• _Instruction_: Set the listing down unchanged, minus every embedded image.

• _Supplied data_:
----
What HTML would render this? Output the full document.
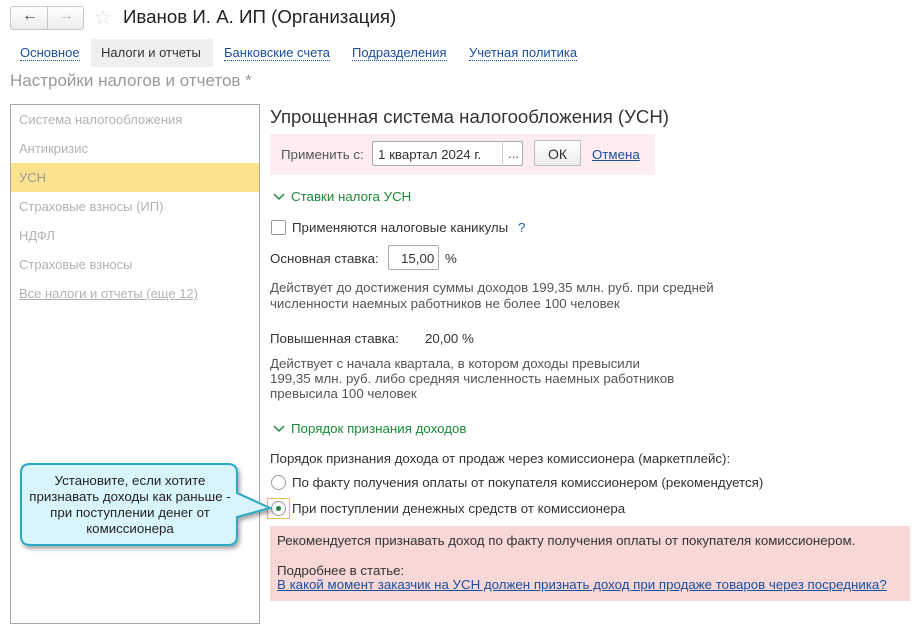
<!DOCTYPE html>
<html><head><meta charset="utf-8"><style>
*{margin:0;padding:0;box-sizing:border-box}
body{width:921px;height:615px;overflow:hidden;background:#fff;font-family:"Liberation Sans",Arial,sans-serif;font-size:13.3px;color:#333;position:relative}
.a{position:absolute;white-space:nowrap}
.lnk{color:#1a4fa0;border-bottom:1px dotted #1a4fa0}
.ul{color:#1a4fa0;text-decoration:underline}
.gray{color:#555}
.grn{color:#1a8a3a}
.mi{position:absolute;left:19px;color:#b3b3b3;font-size:13px}
</style></head><body>
<div class="a" style="left:10px;top:6px;width:74px;height:24px;border:1px solid #c8c8c8;border-radius:3px;background:linear-gradient(#fff,#ececec)"></div>
<div class="a" style="left:47px;top:7px;width:1px;height:22px;background:#c8c8c8"></div>
<div class="a" style="left:22px;top:7px;font-size:16px;color:#444">&#8592;</div>
<div class="a" style="left:58px;top:7px;font-size:16px;color:#bbb">&#8594;</div>
<div class="a" style="left:94px;top:5px;font-size:20px;color:#ddd">&#9734;</div>
<div class="a" style="left:123px;top:6px;font-size:18.7px;color:#222">Иванов И. А. ИП (Организация)</div>
<div class="a" style="left:91px;top:39px;width:122px;height:28px;background:#efefef;border-radius:2px"></div>
<div class="a lnk" style="left:20px;top:45px;font-size:13px">Основное</div>
<div class="a" style="left:101px;top:45px;color:#333;font-size:13px">Налоги и отчеты</div>
<div class="a lnk" style="left:224px;top:45px;font-size:13px">Банковские счета</div>
<div class="a lnk" style="left:352px;top:45px;font-size:13px">Подразделения</div>
<div class="a lnk" style="left:469px;top:45px;font-size:13px">Учетная политика</div>
<div class="a" style="left:10px;top:71px;font-size:17px;color:#9a9a9a">Настройки налогов и отчетов *</div>
<div class="a" style="left:10px;top:104px;width:250px;height:520px;border:1px solid #a8a8a8"></div>
<div class="a" style="left:11px;top:163px;width:248px;height:29px;background:#fbe28f"></div>
<div class="mi" style="top:112px">Система налогообложения</div>
<div class="mi" style="top:141px">Антикризис</div>
<div class="mi" style="top:170px;color:#999">УСН</div>
<div class="mi" style="top:199px">Страховые взносы (ИП)</div>
<div class="mi" style="top:228px">НДФЛ</div>
<div class="mi" style="top:257px">Страховые взносы</div>
<div class="mi" style="top:286px;text-decoration:underline">Все налоги и отчеты (еще 12)</div>
<div class="a" style="left:270px;top:106px;font-size:18.6px;color:#333">Упрощенная система налогообложения (УСН)</div>
<div class="a" style="left:270px;top:134px;width:385px;height:41px;background:#fdedf1"></div>
<div class="a gray" style="left:281px;top:147px">Применить с:</div>
<div class="a" style="left:372px;top:141px;width:151px;height:25px;border:1px solid #aaa;border-radius:2px;background:#fff"></div>
<div class="a" style="left:502px;top:141px;width:1px;height:25px;background:#ccc"></div>
<div class="a" style="left:378px;top:147px;color:#333">1 квартал 2024 г.</div>
<div class="a" style="left:508px;top:146px;color:#555">...</div>
<div class="a" style="left:534px;top:140px;width:47px;height:26px;border:1px solid #bbb;border-radius:2px;background:linear-gradient(#fff,#ececec)"></div>
<div class="a" style="left:548px;top:146px;font-size:14px;color:#333">ОК</div>
<div class="a ul" style="left:592px;top:147px">Отмена</div>
<svg class="a" style="left:273px;top:192px" width="12" height="10"><path d="M1 2 L6 7 L11 2" fill="none" stroke="#1a8a3a" stroke-width="1.5"/></svg>
<div class="a grn" style="left:291px;top:189px">Ставки налога УСН</div>
<div class="a" style="left:271px;top:220px;width:15px;height:15px;border:1px solid #999;border-radius:2px;background:#fff"></div>
<div class="a" style="left:292px;top:220px">Применяются налоговые каникулы</div>
<div class="a" style="left:518px;top:220px;color:#1a60b0">?</div>
<div class="a" style="left:270px;top:251px">Основная ставка:</div>
<div class="a" style="left:388px;top:245px;width:51px;height:25px;border:1px solid #aaa;border-radius:2px"></div>
<div class="a" style="left:401px;top:251px">15,00</div>
<div class="a" style="left:445px;top:251px">%</div>
<div class="a gray" style="left:270px;top:280px;line-height:16px">Действует до достижения суммы доходов 199,35 млн. руб. при средней<br>численности наемных работников не более 100 человек</div>
<div class="a" style="left:270px;top:331px">Повышенная ставка:</div>
<div class="a" style="left:425px;top:331px">20,00 %</div>
<div class="a gray" style="left:270px;top:356px;line-height:15px">Действует с начала квартала, в котором доходы превысили<br>199,35 млн. руб. либо средняя численность наемных работников<br>превысила 100 человек</div>
<svg class="a" style="left:273px;top:424px" width="12" height="10"><path d="M1 2 L6 7 L11 2" fill="none" stroke="#1a8a3a" stroke-width="1.5"/></svg>
<div class="a grn" style="left:291px;top:421px">Порядок признания доходов</div>
<div class="a" style="left:270px;top:451px">Порядок признания дохода от продаж через комиссионера (маркетплейс):</div>
<div class="a" style="left:271px;top:475px;width:15px;height:15px;border:1px solid #999;border-radius:50%"></div>
<div class="a" style="left:292px;top:475px">По факту получения оплаты от покупателя комиссионером (рекомендуется)</div>
<div class="a" style="left:267px;top:498px;width:23px;height:21px;border:1px solid #f0c040"></div>
<div class="a" style="left:271px;top:501px;width:15px;height:15px;border:1px solid #999;border-radius:50%"></div>
<div class="a" style="left:276px;top:506px;width:5px;height:5px;background:#1a8a3a;border-radius:50%"></div>
<div class="a" style="left:292px;top:501px">При поступлении денежных средств от комиссионера</div>
<div class="a" style="left:270px;top:526px;width:640px;height:75px;background:#f8d7d7"></div>
<div class="a" style="left:277px;top:533px">Рекомендуется признавать доход по факту получения оплаты от покупателя комиссионером.</div>
<div class="a" style="left:277px;top:563px">Подробнее в статье:</div>
<div class="a ul" style="left:277px;top:577px">В какой момент заказчик на УСН должен признать доход при продаже товаров через посредника?</div>
<svg class="a" style="left:0;top:455px" width="280" height="110">
<defs><filter id="s"><feDropShadow dx="2" dy="3" stdDeviation="2" flood-opacity="0.35"/></filter></defs>
<path d="M30 9 H228 Q237 9 237 18 V38 L270 53 L237 62 V81 Q237 90 228 90 H30 Q21 90 21 81 V18 Q21 9 30 9 Z" fill="#d8f5fc" stroke="#29a9c4" stroke-width="2" filter="url(#s)"/>
</svg>
<div class="a" style="left:22px;top:473px;width:216px;text-align:center;white-space:normal;line-height:16px;color:#222">Установите, если хотите признавать доходы как раньше - при поступлении денег от комиссионера</div>
</body></html>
----
• _Exercise result_:
What HTML would render this? Output the full document.
<!DOCTYPE html>
<html><head><meta charset="utf-8"><style>
*{margin:0;padding:0;box-sizing:border-box}
body{width:921px;height:615px;overflow:hidden;background:#fff;font-family:"Liberation Sans",Arial,sans-serif;font-size:13.3px;color:#333;position:relative}
.a{position:absolute;white-space:nowrap}
.lnk{color:#1a4fa0;border-bottom:1px dotted #1a4fa0}
.ul{color:#1a4fa0;text-decoration:underline}
.gray{color:#555}
.grn{color:#1a8a3a}
.mi{position:absolute;left:19px;color:#b3b3b3;font-size:13px}
</style></head><body>
<div class="a" style="left:10px;top:6px;width:74px;height:24px;border:1px solid #c8c8c8;border-radius:3px;background:linear-gradient(#fff,#ececec)"></div>
<div class="a" style="left:47px;top:7px;width:1px;height:22px;background:#c8c8c8"></div>
<div class="a" style="left:22px;top:7px;font-size:16px;color:#444">&#8592;</div>
<div class="a" style="left:58px;top:7px;font-size:16px;color:#bbb">&#8594;</div>
<div class="a" style="left:94px;top:5px;font-size:20px;color:#ddd">&#9734;</div>
<div class="a" style="left:123px;top:6px;font-size:18.7px;color:#222">Иванов И. А. ИП (Организация)</div>
<div class="a" style="left:91px;top:39px;width:122px;height:28px;background:#efefef;border-radius:2px"></div>
<div class="a lnk" style="left:20px;top:45px;font-size:13px">Основное</div>
<div class="a" style="left:101px;top:45px;color:#333;font-size:13px">Налоги и отчеты</div>
<div class="a lnk" style="left:224px;top:45px;font-size:13px">Банковские счета</div>
<div class="a lnk" style="left:352px;top:45px;font-size:13px">Подразделения</div>
<div class="a lnk" style="left:469px;top:45px;font-size:13px">Учетная политика</div>
<div class="a" style="left:10px;top:71px;font-size:17px;color:#9a9a9a">Настройки налогов и отчетов *</div>
<div class="a" style="left:10px;top:104px;width:250px;height:520px;border:1px solid #a8a8a8"></div>
<div class="a" style="left:11px;top:163px;width:248px;height:29px;background:#fbe28f"></div>
<div class="mi" style="top:112px">Система налогообложения</div>
<div class="mi" style="top:141px">Антикризис</div>
<div class="mi" style="top:170px;color:#999">УСН</div>
<div class="mi" style="top:199px">Страховые взносы (ИП)</div>
<div class="mi" style="top:228px">НДФЛ</div>
<div class="mi" style="top:257px">Страховые взносы</div>
<div class="mi" style="top:286px;text-decoration:underline">Все налоги и отчеты (еще 12)</div>
<div class="a" style="left:270px;top:106px;font-size:18.6px;color:#333">Упрощенная система налогообложения (УСН)</div>
<div class="a" style="left:270px;top:134px;width:385px;height:41px;background:#fdedf1"></div>
<div class="a gray" style="left:281px;top:147px">Применить с:</div>
<div class="a" style="left:372px;top:141px;width:151px;height:25px;border:1px solid #aaa;border-radius:2px;background:#fff"></div>
<div class="a" style="left:502px;top:141px;width:1px;height:25px;background:#ccc"></div>
<div class="a" style="left:378px;top:147px;color:#333">1 квартал 2024 г.</div>
<div class="a" style="left:508px;top:146px;color:#555">...</div>
<div class="a" style="left:534px;top:140px;width:47px;height:26px;border:1px solid #bbb;border-radius:2px;background:linear-gradient(#fff,#ececec)"></div>
<div class="a" style="left:548px;top:146px;font-size:14px;color:#333">ОК</div>
<div class="a ul" style="left:592px;top:147px">Отмена</div>
<svg class="a" style="left:273px;top:192px" width="12" height="10"><path d="M1 2 L6 7 L11 2" fill="none" stroke="#1a8a3a" stroke-width="1.5"/></svg>
<div class="a grn" style="left:291px;top:189px">Ставки налога УСН</div>
<div class="a" style="left:271px;top:220px;width:15px;height:15px;border:1px solid #999;border-radius:2px;background:#fff"></div>
<div class="a" style="left:292px;top:220px">Применяются налоговые каникулы</div>
<div class="a" style="left:518px;top:220px;color:#1a60b0">?</div>
<div class="a" style="left:270px;top:251px">Основная ставка:</div>
<div class="a" style="left:388px;top:245px;width:51px;height:25px;border:1px solid #aaa;border-radius:2px"></div>
<div class="a" style="left:401px;top:251px">15,00</div>
<div class="a" style="left:445px;top:251px">%</div>
<div class="a gray" style="left:270px;top:280px;line-height:16px">Действует до достижения суммы доходов 199,35 млн. руб. при средней<br>численности наемных работников не более 100 человек</div>
<div class="a" style="left:270px;top:331px">Повышенная ставка:</div>
<div class="a" style="left:425px;top:331px">20,00 %</div>
<div class="a gray" style="left:270px;top:356px;line-height:15px">Действует с начала квартала, в котором доходы превысили<br>199,35 млн. руб. либо средняя численность наемных работников<br>превысила 100 человек</div>
<svg class="a" style="left:273px;top:424px" width="12" height="10"><path d="M1 2 L6 7 L11 2" fill="none" stroke="#1a8a3a" stroke-width="1.5"/></svg>
<div class="a grn" style="left:291px;top:421px">Порядок признания доходов</div>
<div class="a" style="left:270px;top:451px">Порядок признания дохода от продаж через комиссионера (маркетплейс):</div>
<div class="a" style="left:271px;top:475px;width:15px;height:15px;border:1px solid #999;border-radius:50%"></div>
<div class="a" style="left:292px;top:475px">По факту получения оплаты от покупателя комиссионером (рекомендуется)</div>
<div class="a" style="left:267px;top:498px;width:23px;height:21px;border:1px solid #f0c040"></div>
<div class="a" style="left:271px;top:501px;width:15px;height:15px;border:1px solid #999;border-radius:50%"></div>
<div class="a" style="left:276px;top:506px;width:5px;height:5px;background:#1a8a3a;border-radius:50%"></div>
<div class="a" style="left:292px;top:501px">При поступлении денежных средств от комиссионера</div>
<div class="a" style="left:270px;top:526px;width:640px;height:75px;background:#f8d7d7"></div>
<div class="a" style="left:277px;top:533px">Рекомендуется признавать доход по факту получения оплаты от покупателя комиссионером.</div>
<div class="a" style="left:277px;top:563px">Подробнее в статье:</div>
<div class="a ul" style="left:277px;top:577px">В какой момент заказчик на УСН должен признать доход при продаже товаров через посредника?</div>
<svg class="a" style="left:0;top:455px" width="280" height="110">
<defs><filter id="s"><feDropShadow dx="2" dy="3" stdDeviation="2" flood-opacity="0.35"/></filter></defs>
<path d="M30 9 H228 Q237 9 237 18 V38 L270 53 L237 62 V81 Q237 90 228 90 H30 Q21 90 21 81 V18 Q21 9 30 9 Z" fill="#d8f5fc" stroke="#29a9c4" stroke-width="2" filter="url(#s)"/>
</svg>
<div class="a" style="left:22px;top:473px;width:216px;text-align:center;white-space:normal;line-height:16px;color:#222">Установите, если хотите признавать доходы как раньше - при поступлении денег от комиссионера</div>
</body></html>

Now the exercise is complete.